Both IBM's Almaden Research Center and Hewlett-Packard Labs are focused on promoting their companies' core businesses and investigating emerging technologies. Thousands of IBM researchers work to address immediate customer problems while conducting longer-range product development as well as basic scientific research, and at a recent open house researchers detailed several "smarter Web" projects to tackle urgent social and business challenges.
IBM's David Boloker describes Web 3.0 as the connection between devices and Web content, and he says his group is attempting to help customers build new business applications from the information that Web 3.0 technology will capture. One example is Blue Spruce, a software/Web camera mashup designed to facilitate real-time collaboration, while another IBM demo involved new ways to mine social networks for information while shielding personal data.

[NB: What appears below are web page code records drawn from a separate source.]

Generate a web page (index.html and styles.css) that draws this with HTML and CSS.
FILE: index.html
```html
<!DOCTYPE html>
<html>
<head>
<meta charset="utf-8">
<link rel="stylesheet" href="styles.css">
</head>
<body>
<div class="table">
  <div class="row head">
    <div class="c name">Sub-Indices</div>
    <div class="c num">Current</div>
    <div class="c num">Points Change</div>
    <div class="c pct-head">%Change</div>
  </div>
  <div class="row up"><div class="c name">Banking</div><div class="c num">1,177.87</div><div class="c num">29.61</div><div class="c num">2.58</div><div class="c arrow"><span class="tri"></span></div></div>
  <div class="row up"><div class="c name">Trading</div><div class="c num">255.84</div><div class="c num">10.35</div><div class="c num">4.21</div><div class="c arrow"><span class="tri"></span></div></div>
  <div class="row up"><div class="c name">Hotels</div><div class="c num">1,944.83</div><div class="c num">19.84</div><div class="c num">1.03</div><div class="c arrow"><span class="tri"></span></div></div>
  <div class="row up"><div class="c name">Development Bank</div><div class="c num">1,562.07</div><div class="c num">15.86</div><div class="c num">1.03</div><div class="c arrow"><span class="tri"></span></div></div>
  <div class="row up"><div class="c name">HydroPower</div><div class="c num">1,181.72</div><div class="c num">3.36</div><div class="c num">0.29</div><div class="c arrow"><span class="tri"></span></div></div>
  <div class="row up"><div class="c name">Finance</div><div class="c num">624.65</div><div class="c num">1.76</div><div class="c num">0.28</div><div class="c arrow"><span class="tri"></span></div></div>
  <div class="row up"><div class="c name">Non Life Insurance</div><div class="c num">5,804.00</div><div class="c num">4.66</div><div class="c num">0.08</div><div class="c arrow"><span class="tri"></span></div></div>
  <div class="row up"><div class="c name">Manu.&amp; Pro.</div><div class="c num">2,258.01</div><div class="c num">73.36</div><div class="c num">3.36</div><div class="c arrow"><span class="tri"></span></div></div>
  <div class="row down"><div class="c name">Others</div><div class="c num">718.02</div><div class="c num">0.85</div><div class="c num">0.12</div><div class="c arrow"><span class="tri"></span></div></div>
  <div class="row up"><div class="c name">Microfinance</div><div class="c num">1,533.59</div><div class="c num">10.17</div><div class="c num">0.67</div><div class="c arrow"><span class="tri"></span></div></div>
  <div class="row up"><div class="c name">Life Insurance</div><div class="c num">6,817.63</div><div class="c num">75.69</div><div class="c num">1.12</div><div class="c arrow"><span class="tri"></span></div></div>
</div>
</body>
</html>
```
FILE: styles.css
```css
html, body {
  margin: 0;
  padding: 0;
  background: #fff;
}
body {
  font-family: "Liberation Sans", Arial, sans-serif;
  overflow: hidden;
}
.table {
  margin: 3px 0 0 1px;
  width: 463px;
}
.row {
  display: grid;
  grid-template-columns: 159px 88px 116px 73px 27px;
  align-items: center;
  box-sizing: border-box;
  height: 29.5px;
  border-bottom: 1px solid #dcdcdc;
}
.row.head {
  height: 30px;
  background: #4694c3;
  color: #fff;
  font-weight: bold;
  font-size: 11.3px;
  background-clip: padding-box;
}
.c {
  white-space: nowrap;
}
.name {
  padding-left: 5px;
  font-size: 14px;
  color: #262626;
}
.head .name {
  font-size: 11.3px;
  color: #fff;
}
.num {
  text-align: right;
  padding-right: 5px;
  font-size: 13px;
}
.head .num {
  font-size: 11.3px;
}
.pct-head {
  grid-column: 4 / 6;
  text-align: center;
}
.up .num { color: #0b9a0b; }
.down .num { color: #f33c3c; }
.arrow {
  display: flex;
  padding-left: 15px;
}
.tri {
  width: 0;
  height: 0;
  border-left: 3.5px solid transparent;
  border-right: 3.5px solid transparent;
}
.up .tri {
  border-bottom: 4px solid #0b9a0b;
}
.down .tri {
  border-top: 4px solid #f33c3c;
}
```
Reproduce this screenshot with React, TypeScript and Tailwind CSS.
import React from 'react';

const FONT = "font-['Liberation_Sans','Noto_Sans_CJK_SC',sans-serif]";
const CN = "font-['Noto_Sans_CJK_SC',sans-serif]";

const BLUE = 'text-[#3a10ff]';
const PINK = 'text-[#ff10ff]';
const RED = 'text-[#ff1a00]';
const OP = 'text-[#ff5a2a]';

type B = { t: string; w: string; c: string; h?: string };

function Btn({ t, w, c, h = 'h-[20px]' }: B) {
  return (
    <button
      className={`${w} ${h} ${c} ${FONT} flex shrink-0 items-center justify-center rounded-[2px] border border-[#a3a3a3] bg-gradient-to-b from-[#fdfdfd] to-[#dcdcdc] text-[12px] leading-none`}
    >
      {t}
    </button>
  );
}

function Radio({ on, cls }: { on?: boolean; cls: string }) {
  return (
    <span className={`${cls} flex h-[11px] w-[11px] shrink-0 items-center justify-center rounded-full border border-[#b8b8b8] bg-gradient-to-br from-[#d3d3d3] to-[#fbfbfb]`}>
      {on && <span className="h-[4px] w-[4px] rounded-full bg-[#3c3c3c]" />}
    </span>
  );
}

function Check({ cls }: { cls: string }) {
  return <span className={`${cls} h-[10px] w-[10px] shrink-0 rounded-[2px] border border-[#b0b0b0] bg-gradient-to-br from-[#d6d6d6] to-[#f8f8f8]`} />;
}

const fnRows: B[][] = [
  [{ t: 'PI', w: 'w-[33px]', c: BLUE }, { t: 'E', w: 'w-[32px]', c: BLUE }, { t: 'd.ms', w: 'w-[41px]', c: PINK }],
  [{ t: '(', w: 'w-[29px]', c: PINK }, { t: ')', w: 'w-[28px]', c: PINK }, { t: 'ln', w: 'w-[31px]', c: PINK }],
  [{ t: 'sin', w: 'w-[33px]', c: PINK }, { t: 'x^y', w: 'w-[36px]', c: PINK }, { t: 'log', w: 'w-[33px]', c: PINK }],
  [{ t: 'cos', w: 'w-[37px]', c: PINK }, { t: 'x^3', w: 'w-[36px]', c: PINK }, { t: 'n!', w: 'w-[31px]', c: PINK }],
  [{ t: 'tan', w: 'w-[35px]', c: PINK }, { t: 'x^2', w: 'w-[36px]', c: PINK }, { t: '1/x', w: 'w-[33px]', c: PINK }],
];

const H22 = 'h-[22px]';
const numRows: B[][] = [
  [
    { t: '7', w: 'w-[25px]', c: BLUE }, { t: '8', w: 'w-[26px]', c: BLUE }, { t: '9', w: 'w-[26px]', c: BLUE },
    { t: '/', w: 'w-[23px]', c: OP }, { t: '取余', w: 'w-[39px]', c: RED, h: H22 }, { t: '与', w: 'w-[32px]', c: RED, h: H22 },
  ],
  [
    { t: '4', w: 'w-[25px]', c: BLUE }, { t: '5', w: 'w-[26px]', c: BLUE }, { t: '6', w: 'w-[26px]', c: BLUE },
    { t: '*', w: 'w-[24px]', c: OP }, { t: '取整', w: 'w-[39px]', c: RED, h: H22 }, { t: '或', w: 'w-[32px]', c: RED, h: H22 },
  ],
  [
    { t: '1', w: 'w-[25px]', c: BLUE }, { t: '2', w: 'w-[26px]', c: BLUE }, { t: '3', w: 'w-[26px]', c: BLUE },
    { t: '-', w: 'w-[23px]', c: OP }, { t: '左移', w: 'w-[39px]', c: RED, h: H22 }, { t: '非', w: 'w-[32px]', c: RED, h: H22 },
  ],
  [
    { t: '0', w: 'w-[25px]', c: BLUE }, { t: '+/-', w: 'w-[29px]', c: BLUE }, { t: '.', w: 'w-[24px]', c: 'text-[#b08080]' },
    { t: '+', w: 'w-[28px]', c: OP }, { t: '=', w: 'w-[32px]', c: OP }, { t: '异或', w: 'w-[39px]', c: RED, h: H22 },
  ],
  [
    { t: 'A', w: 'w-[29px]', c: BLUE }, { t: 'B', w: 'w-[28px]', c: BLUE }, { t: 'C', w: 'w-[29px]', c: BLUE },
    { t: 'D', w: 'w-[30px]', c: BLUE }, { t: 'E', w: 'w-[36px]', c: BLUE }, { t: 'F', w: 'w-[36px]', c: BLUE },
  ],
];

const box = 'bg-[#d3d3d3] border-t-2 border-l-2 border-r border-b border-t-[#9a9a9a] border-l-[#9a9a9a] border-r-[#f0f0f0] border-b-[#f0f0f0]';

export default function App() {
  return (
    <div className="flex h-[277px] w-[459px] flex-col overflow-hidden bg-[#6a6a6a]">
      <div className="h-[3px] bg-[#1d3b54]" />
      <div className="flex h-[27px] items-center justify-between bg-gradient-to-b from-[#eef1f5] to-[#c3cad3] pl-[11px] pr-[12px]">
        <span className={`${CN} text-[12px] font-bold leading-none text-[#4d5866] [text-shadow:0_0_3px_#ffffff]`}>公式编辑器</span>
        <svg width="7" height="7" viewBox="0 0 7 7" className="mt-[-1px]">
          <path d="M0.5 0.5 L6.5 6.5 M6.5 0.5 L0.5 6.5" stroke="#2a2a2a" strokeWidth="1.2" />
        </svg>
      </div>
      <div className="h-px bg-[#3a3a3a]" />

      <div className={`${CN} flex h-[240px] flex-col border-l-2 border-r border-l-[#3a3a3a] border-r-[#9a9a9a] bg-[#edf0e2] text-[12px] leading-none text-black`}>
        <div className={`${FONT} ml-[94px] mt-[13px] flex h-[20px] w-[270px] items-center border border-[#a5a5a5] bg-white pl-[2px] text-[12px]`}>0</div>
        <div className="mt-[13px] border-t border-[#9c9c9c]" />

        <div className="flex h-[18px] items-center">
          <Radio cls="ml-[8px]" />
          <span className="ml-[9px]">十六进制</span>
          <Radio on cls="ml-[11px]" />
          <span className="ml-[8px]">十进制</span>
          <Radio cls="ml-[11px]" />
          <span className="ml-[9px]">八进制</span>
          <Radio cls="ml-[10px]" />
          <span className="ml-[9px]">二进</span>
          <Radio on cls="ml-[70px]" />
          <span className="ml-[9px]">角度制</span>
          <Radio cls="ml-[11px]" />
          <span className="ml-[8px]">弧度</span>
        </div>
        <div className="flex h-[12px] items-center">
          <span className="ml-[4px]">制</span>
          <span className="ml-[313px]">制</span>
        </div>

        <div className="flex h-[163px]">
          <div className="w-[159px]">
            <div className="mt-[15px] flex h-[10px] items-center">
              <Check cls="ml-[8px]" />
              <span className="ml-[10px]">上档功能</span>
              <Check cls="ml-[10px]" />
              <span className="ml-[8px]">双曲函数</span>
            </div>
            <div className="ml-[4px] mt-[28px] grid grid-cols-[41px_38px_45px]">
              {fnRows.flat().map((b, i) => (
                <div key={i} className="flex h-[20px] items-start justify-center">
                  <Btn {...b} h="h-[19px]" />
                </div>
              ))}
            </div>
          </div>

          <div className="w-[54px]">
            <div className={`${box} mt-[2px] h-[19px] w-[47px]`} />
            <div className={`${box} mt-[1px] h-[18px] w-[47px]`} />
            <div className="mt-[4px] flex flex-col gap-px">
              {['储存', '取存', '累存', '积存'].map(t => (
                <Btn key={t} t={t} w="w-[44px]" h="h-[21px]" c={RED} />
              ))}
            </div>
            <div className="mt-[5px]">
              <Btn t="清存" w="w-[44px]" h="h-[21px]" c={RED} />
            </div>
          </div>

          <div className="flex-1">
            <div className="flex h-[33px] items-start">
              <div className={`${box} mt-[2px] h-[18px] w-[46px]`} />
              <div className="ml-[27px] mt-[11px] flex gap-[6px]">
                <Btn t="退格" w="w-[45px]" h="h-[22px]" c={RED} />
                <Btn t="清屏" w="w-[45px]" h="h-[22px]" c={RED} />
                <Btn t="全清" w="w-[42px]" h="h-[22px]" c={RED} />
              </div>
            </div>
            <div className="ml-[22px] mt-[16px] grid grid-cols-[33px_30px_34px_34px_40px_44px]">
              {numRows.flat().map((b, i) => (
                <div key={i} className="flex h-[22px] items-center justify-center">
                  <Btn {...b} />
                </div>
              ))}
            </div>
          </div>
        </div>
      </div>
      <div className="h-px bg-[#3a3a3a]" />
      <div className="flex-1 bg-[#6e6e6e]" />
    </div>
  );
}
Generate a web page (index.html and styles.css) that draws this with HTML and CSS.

Meanwhile, the CoScripter software tool lets non-programmer users capture and share how they are executing Web tasks.
HP Labs was overhauled in 2008 to work more closely with corporate business teams and academic researchers, and director Prith Banerjee (pictured) says the lab's objective "is to advance the state of the art in terms of technology, and transfer it to our businesses." HP's projects focus on eight subject categories — digital printing, content transformation and delivery, immersive computer interactivity, information management, analytics software, cloud computing, intelligent infrastructure, and sustainability — which Banerjee says will create "the most complex problems" for HP customers in the next 10 years.
Notable recent HP Labs initiatives include gesture- and voice-directed interactive computing, new form factors for plastic reflective screen displays, and complete digitization of the commercial printing industry.